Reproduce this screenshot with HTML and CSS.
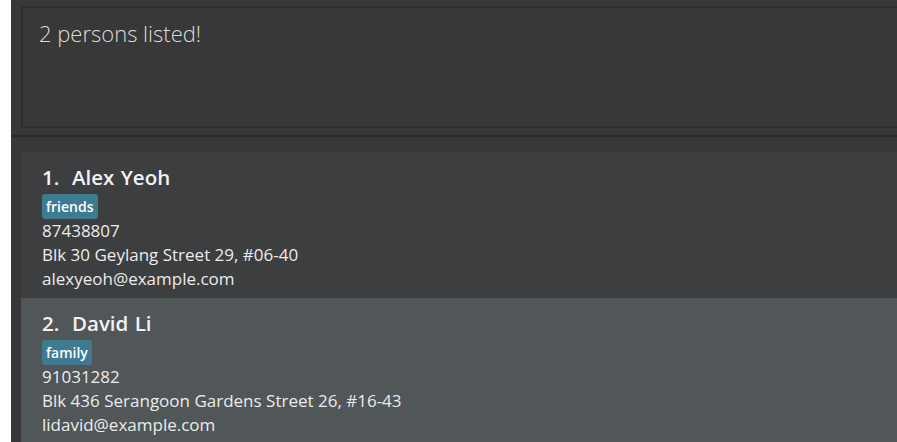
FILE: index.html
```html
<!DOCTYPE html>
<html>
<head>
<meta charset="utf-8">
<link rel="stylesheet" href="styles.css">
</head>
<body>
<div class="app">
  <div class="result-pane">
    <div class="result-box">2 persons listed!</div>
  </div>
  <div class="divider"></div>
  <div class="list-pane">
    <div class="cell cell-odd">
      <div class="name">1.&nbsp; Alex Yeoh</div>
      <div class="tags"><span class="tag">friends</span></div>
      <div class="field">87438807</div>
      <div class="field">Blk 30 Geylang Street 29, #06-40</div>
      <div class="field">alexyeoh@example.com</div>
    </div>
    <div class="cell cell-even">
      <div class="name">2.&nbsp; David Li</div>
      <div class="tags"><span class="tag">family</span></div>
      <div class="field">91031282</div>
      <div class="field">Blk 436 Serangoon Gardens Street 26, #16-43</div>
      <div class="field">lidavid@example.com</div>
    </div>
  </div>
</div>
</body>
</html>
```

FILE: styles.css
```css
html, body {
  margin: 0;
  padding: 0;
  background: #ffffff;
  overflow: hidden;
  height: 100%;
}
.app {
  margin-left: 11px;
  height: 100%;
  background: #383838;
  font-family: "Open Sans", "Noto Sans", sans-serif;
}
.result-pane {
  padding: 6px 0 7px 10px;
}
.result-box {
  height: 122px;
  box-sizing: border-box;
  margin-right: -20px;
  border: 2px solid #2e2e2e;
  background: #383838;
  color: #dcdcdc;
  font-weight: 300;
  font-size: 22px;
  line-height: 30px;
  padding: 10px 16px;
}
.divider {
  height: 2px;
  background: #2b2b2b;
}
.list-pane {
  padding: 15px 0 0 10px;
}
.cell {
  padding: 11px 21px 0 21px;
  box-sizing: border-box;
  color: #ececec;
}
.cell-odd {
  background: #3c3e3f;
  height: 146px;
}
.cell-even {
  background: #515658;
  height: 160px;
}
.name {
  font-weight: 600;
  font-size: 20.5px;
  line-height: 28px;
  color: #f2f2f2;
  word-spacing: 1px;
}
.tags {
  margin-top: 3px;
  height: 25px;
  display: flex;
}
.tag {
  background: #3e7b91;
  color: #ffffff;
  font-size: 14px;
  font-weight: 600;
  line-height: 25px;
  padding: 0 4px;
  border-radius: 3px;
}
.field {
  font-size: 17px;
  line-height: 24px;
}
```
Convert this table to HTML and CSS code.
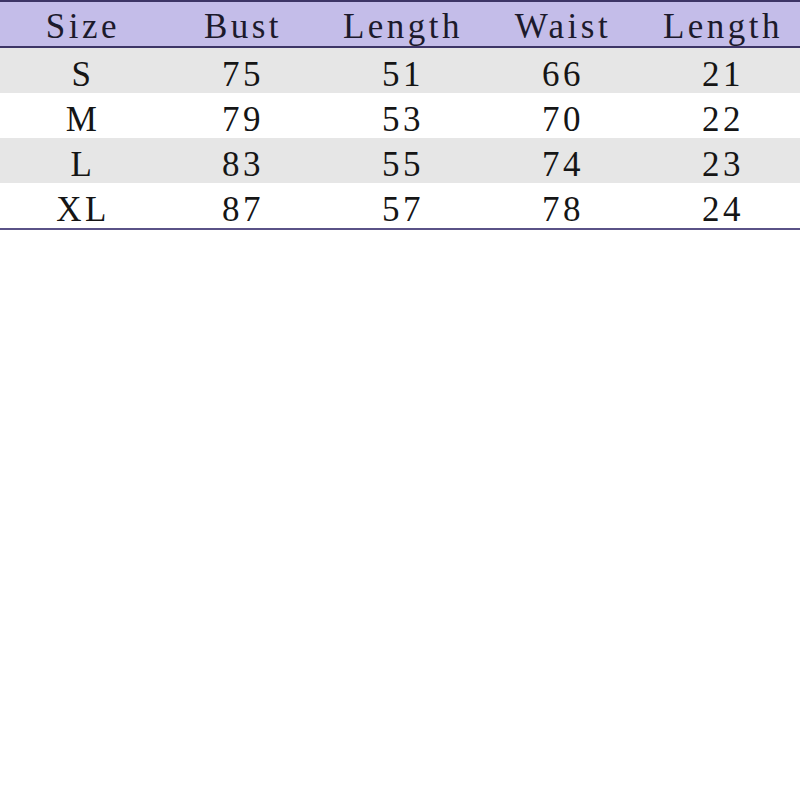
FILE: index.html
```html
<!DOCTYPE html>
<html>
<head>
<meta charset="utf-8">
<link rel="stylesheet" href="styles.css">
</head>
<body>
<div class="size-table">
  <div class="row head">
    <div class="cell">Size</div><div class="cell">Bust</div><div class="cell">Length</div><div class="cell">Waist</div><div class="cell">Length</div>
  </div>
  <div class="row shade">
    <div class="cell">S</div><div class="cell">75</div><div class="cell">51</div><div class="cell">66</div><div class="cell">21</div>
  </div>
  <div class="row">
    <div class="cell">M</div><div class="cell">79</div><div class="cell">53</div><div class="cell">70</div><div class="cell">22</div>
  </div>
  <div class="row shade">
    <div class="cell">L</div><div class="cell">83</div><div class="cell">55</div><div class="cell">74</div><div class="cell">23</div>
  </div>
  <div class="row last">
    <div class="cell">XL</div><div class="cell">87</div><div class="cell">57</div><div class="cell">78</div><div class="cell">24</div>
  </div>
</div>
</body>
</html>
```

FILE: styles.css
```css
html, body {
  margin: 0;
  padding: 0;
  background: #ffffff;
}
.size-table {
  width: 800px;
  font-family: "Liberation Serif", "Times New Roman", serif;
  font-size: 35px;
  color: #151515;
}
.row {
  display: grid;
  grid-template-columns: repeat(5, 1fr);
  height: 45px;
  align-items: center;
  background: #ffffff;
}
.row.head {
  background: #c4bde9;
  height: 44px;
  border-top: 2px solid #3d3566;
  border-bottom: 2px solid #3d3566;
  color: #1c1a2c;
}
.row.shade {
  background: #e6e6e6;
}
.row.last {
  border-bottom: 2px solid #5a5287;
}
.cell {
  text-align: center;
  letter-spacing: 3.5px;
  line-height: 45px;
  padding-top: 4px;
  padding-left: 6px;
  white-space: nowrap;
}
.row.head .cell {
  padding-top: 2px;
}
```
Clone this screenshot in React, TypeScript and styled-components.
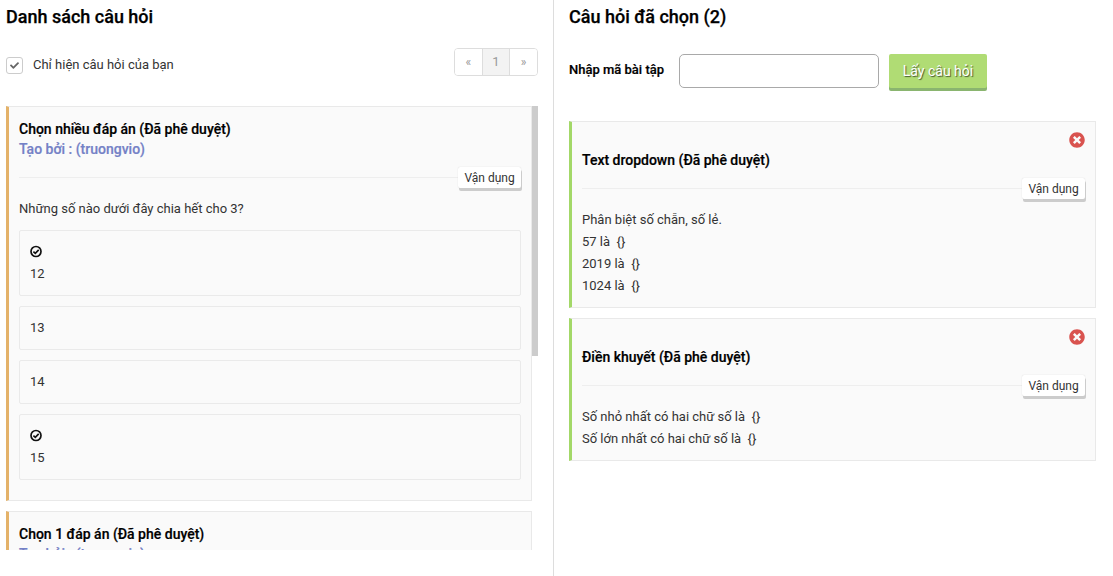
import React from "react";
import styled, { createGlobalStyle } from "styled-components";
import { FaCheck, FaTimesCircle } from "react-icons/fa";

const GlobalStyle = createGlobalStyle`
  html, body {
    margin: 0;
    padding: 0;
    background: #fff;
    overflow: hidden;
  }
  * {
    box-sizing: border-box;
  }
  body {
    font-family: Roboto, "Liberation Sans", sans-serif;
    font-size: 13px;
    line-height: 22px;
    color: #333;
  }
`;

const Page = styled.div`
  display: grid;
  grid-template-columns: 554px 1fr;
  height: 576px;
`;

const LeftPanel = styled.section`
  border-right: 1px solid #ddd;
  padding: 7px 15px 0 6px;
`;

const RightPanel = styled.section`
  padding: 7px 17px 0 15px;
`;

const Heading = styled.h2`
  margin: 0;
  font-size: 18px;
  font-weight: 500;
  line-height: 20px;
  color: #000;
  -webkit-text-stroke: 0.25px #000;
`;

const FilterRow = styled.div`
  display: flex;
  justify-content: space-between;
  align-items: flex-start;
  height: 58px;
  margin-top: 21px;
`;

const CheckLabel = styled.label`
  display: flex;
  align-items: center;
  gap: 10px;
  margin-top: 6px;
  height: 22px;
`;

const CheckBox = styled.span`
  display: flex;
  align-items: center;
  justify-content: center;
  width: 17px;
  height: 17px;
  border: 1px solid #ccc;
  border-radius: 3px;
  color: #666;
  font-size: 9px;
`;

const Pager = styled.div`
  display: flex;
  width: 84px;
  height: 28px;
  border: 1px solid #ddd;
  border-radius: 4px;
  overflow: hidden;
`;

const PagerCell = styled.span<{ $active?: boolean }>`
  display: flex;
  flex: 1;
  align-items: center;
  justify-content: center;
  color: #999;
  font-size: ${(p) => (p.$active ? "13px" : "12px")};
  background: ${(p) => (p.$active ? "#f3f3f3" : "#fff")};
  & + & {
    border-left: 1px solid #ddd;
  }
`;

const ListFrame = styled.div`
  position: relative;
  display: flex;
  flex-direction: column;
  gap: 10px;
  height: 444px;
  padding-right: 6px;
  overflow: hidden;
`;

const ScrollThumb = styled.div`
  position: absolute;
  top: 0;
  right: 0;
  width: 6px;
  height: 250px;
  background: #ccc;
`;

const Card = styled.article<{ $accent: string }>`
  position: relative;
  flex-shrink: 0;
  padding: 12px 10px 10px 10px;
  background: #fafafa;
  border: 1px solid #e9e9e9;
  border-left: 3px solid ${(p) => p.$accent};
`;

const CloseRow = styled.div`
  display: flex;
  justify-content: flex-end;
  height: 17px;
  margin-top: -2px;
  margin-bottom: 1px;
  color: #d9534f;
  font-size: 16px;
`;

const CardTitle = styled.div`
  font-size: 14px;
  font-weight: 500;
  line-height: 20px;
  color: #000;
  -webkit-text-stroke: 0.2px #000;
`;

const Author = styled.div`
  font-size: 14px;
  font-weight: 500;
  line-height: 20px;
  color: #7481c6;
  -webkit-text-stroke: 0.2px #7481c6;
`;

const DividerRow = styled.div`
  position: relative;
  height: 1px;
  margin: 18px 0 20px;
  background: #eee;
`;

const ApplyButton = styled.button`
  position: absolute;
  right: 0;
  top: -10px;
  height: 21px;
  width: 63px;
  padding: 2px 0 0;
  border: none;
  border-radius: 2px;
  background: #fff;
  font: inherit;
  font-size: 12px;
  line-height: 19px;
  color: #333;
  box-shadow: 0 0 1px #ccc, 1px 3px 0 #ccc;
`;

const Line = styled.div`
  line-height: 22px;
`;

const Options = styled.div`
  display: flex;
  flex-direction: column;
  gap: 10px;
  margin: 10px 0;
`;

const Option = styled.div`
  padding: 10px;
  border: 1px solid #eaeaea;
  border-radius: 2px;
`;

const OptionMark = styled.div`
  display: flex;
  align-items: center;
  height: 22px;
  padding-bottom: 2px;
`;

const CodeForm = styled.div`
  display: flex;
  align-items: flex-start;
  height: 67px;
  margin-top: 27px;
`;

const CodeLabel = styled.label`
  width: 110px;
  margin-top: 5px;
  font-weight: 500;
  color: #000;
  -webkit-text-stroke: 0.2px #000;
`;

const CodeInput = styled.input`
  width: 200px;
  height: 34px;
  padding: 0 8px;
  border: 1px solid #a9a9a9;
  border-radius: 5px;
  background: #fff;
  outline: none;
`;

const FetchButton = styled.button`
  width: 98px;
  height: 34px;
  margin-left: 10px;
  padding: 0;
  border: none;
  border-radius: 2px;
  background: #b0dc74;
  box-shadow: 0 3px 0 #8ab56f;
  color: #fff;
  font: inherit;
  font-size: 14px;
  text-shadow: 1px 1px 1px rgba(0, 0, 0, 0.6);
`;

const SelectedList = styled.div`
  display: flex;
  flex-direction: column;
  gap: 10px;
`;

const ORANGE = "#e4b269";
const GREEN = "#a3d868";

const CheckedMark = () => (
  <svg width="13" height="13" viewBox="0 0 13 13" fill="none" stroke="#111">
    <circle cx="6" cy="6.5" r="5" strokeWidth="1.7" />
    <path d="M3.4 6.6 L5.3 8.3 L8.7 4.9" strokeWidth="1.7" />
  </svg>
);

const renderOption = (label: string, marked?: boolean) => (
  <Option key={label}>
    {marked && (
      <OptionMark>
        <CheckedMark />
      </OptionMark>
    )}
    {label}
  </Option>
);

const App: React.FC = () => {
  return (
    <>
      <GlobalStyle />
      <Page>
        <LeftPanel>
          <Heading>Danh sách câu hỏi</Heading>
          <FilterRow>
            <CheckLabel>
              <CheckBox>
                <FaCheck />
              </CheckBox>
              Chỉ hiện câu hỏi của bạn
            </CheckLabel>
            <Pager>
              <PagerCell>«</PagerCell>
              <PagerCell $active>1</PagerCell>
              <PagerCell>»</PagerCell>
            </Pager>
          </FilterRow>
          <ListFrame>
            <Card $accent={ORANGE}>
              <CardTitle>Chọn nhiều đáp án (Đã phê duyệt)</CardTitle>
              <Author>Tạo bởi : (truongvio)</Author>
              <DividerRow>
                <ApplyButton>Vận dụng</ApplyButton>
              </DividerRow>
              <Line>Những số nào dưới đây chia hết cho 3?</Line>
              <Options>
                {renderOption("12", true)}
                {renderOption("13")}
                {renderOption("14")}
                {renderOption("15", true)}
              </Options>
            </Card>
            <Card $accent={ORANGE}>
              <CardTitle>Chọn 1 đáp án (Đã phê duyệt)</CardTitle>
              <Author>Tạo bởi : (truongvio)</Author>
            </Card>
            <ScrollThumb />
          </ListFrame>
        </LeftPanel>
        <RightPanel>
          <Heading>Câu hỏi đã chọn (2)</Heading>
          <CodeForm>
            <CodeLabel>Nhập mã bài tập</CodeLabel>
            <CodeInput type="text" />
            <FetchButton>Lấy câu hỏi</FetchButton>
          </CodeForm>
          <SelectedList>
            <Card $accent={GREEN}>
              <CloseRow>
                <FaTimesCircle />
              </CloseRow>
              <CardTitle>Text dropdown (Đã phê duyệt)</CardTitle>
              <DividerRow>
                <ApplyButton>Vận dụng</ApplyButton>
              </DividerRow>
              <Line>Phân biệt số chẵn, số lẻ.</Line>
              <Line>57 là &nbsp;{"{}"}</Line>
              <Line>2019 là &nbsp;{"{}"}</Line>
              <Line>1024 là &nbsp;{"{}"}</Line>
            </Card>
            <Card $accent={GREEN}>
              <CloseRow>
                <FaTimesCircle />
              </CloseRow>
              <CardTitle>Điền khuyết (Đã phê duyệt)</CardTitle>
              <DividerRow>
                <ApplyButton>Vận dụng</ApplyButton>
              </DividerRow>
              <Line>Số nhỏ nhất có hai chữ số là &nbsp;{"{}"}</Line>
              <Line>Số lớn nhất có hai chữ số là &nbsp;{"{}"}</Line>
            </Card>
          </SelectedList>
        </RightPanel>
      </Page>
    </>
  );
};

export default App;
################
Task requirements >> Return from the data every line that holds "screenshot".

Completed exercise >>
Reproduce this screenshot with HTML and CSS.
Clone this screenshot in React, TypeScript and styled-components.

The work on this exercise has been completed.